Nova Scotia Premier Rodney MacDonald’s clumsy—not to forget sleazy and embarrassing—gamesmanship with carbon tax cost figures last week was probably his panting, puppy-hopeful attempt to curry future favour with the man he believes will still be prime minister after Tuesday.

He’s probably right that Stephen Harper will win the election. But he’s almost certainly wrong to believe Harper will thank him for his support. Can you say Atlantic Accord?

Perhaps worse, MacDonald has tossed off whatever tatters were left of his own credibility in order to make nice with the federal Tories.

After last Thursday’s provincial cabinet meeting—five days before election day—MacDonald used a scrum with reporters to diss Liberal leader Stephane Dion’s Green Shift carbon tax plan. He claimed his government had costed out the impact of the Liberal plan and the green shift would take a $600 million-a-year bite out of Nova Scotia’s economy.

“This is a huge number with a huge impact,” he said, and then added, in case anyone missed the point: “That’s one of those issues people need to keep in mind when they’re casting their ballot.”

Except, of course, that MacDonald was fiddling the numbers. And more.

According to an analysis in—the local subscription-based online business news service that has provided the best coverage of the federal campaign locally—the numbers MacDonald pulled out of his hat and claimed he’d just learned about were actually based on calculations the provincial finance department completed way back in July.

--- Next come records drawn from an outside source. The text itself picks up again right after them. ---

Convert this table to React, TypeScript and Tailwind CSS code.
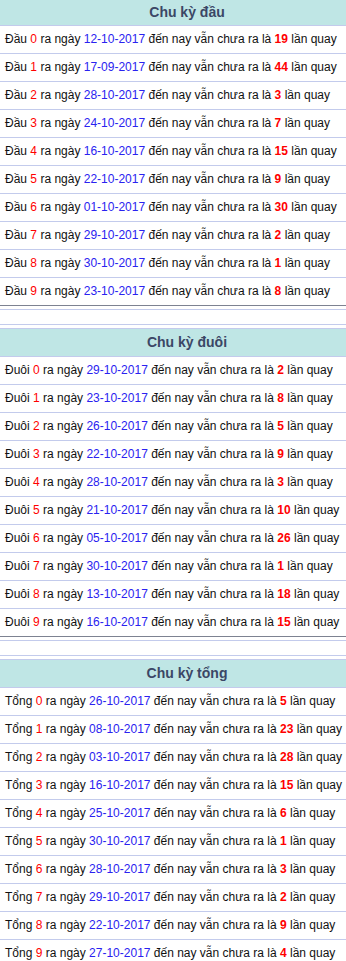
const sections = [
  {
    title: 'Chu kỳ đầu',
    label: 'Đầu',
    rows: [
      ['12-10-2017', 19],
      ['17-09-2017', 44],
      ['28-10-2017', 3],
      ['24-10-2017', 7],
      ['16-10-2017', 15],
      ['22-10-2017', 9],
      ['01-10-2017', 30],
      ['29-10-2017', 2],
      ['30-10-2017', 1],
      ['23-10-2017', 8],
    ],
  },
  {
    title: 'Chu kỳ đuôi',
    label: 'Đuôi',
    rows: [
      ['29-10-2017', 2],
      ['23-10-2017', 8],
      ['26-10-2017', 5],
      ['22-10-2017', 9],
      ['28-10-2017', 3],
      ['21-10-2017', 10],
      ['05-10-2017', 26],
      ['30-10-2017', 1],
      ['13-10-2017', 18],
      ['16-10-2017', 15],
    ],
  },
  {
    title: 'Chu kỳ tổng',
    label: 'Tổng',
    rows: [
      ['26-10-2017', 5],
      ['08-10-2017', 23],
      ['03-10-2017', 28],
      ['16-10-2017', 15],
      ['25-10-2017', 6],
      ['30-10-2017', 1],
      ['28-10-2017', 3],
      ['29-10-2017', 2],
      ['22-10-2017', 9],
      ['27-10-2017', 4],
    ],
  },
] as const

function Section({ s, first }: { s: (typeof sections)[number]; first: boolean }) {
  return (
    <div>
      <div
        className={`bg-[#bfe6e5] text-[14px] font-bold text-[#3b4766] text-center pl-[28px] border-b border-[#c3cbec] ${
          first ? 'h-[26px] leading-[25px]' : 'h-[29px] leading-[27px] border-t border-[#7d8291]'
        }`}
      >
        {s.title}
      </div>
      {s.rows.map(([date, count], i) => (
        <div
          key={i}
          className={`h-[28px] leading-[27px] pl-[5px] whitespace-nowrap text-[12px] text-[#111] border-b ${
            i === s.rows.length - 1 ? 'border-[#7d8291]' : 'border-[#c3cbec]'
          }`}
        >
          {s.label} <span className="text-[#ff0000]">{i}</span> ra ngày{' '}
          <span className="text-[#2a22f0]">{date}</span> đến nay vẫn chưa ra là{' '}
          <span className="text-[#ff0000] font-bold">{count}</span> lần quay
        </div>
      ))}
    </div>
  )
}

export default function App() {
  return (
    <div className="w-[346px] overflow-hidden bg-white font-['Liberation_Sans',Arial,sans-serif]">
      {sections.map((s, idx) => (
        <div key={idx}>
          <Section s={s} first={idx === 0} />
          {idx < sections.length - 1 && (
            <div className="pt-[3px]">
              <div className="h-[15px] border-t border-[#c3cbec]" />
              <div className="h-[4px] border-t border-[#c3cbec]" />
            </div>
          )}
        </div>
      ))}
    </div>
  )
}
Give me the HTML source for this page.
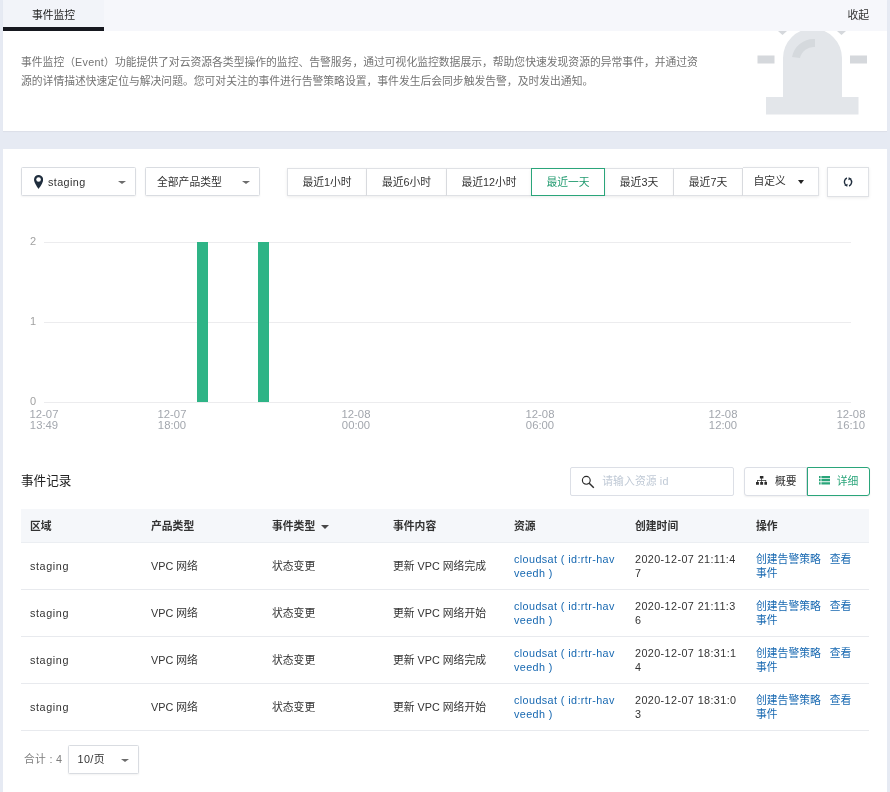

And those numbers didn’t show what MacDonald said they showed. The premier claimed the tax would cost the economy $600 million a year; the real numbers show $600 million to be the gross financial cost of the carbon tax in the fourth year after it was implemented. The net—or real—cost to the economy would be closer to $160 million that same year.

That’s still a lot of money, of course.

And it begs a question. What would Stephen Harper’s own barely whispered about greenhouse gas policy—Turning the Corner: Regulatory Framework for Industrial Greenhouse Gas Emissions—mean for Nova Scotia. (You can read it as: )

We do know it will have an impact. It’s a sort-of regulatory, sort of cap-and-trade program with relatively modest environmental goals. But, according to the government’s own explanations, Canadians can expect to pay “higher prices,” particularly for gas and electricity, and bear economic costs that “are not trivial” as companies pass on costs they’ll have to pay to meet the targets. “Overall,” the government paper notes, “the analysis indicates that the regulatory framework will have a measurable, negative impact on Canada's real Gross Domestic Product (GDP) level.”

Incredibly, Environment Minister John Baird is refusing to say how much that negative impact will be until after the election. (And the press has let him get away with it!)

Just as incredibly, at least according to Rodney MacDonald, the Nova Scotia finance department—which has devoted untold hours to figuring out just how awful the perennially-second-place-in all-the-polls Stephane Dion’s Green Shift plan would be for Nova Scotia if and when he ever gets the chance to implement it—still hasn’t bothered to figure out how much Harper’s plan would cost us…

But that’s OK. Don’t worry. Be happy. Rodney MacDonald says his good friend Stephen Harper “has indicated a willingness to sit down with us and talk about the regulations.”

Uh… Earth to Rodney. Atlantic Accord?

At the same time, MacDonald claimed nasty, arrogant Liberal leader Stephane Dion—was he the one who said we had a “culture of defeat?” Oh, no, right, that was Stephen Harper—had indicated he wasn’t willing to sit down with the province and discuss the impact of his plan with the Nova Scotia government.

Wrong. Again. Still. Always.

That same afternoon, a surprised Dion told reporters he’d be happy to talk to any premier about potential negative impacts of his plan.

And so it went. Election 2008. Another wasted opportunity.